RACHEL MARTIN, HOST:
Liberty University is one of the country's largest private evangelical institutions. It's known for a strict moral code called the Liberty Way. That means no drinking, no smoking, no sex outside of marriage. But some former students now allege the school used that same code of conduct to discourage reports of sexual assaults. A warning - some listeners will find this subject matter disturbing.
Hannah Dreyfus of ProPublica reported on this and told me some of the women on campus faced a difficult choice.
HANNAH DREYFUS: Many of the women I spoke to decided to not even try and engage the university because they had seen their friends come off so much worse off for trying to do so. But among the women who did come forward, we see a lot of really disturbing patterns. One of those that stood out was that in the process of reporting an assault, women were asked to sign a document acknowledging that they could be punished for breaking the Liberty Way, which is the university's strict code of conduct. So...
MARTIN: In other words, if it came out, that they would be blamed for participating in that or for drinking at a party where the alleged assault happened.
DREYFUS: Exactly. Consuming alcohol, being at a party, being in an enclosed space with a member of the opposite sex - these are all things that stand alone as infractions of the Liberty Way. So even though there's supposed to be an amnesty policy at the school that protects students against being punished for self-reporting, they were still given papers to sign that said, if you move forward with your assault charges, just know that you could be on the line for these punishments as well.
MARTIN: So did you get a sense from your reporting that the university was actively trying to cover these assaults up?

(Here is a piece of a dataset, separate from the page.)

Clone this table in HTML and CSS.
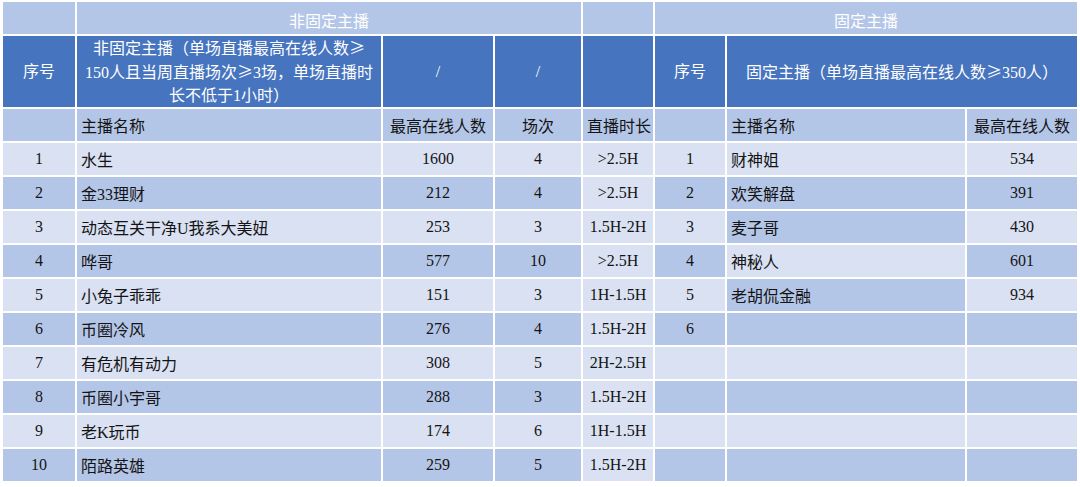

DREYFUS: The word cover up has a lot that comes with it. But it is clear that the school did not facilitate reporting, that when women did come forward and report sexual harassment, there were attempts to dissuade women from continuing to pursue their charges, a lack of information given to victims of sexual assault about what their options were. And it was made clear to those who did engage fully with the university that the evidence that they provided wasn't going to be taken seriously because in certain cases, pieces of evidence were actually removed from complainants' files without their knowledge or permission.
MARTIN: The current president of the school, Jerry Prevo, put out a new statement saying the Liberty Way should never be misused to cover up wrongdoing. He's also insisting the school, quote, "will not tolerate Title IX violations, sexual abuse or sexual assault in any form at any time." Prevo only took over the school last year, when Jerry Falwell Jr. stepped down. How much of what you discovered can be connected to Falwell's leadership?
DREYFUS: Much of what I discovered took place over the tenure of Falwell's leadership. And students describe to me that Jerry Falwell's impact on campus did, in fact, impact whether or not they felt safe to come forward.
MARTIN: Sexual assault survivors have said they want a cultural change at Liberty. What are they asking for, and what's really feasible in a religious school with such a strict moral code?
DREYFUS: So I think the answer is that they're looking to reframe the stress that's put on purity culture on campus. And purity culture is a preoccupation with not having sex before marriage and, to a great extent, vilifying those who do have sex before marriage - and mainly the women - because it's a concept that women need to safeguard their virginity and that their virginity speaks to their value as a person and that if they do something to put that in peril, it is, in fact, their fault. And the pervasiveness of purity culture on campus is part of what makes sexual assault so impossible to handle because the assumption of guilt is immediately placed on the victim rather than on the assailant for having put herself in a position where she could have been assaulted. And that, I think, is what students are really looking at needs to change.
MARTIN: Hannah Dreyfus of ProPublica, thank you so much for taking the time and sharing your reporting.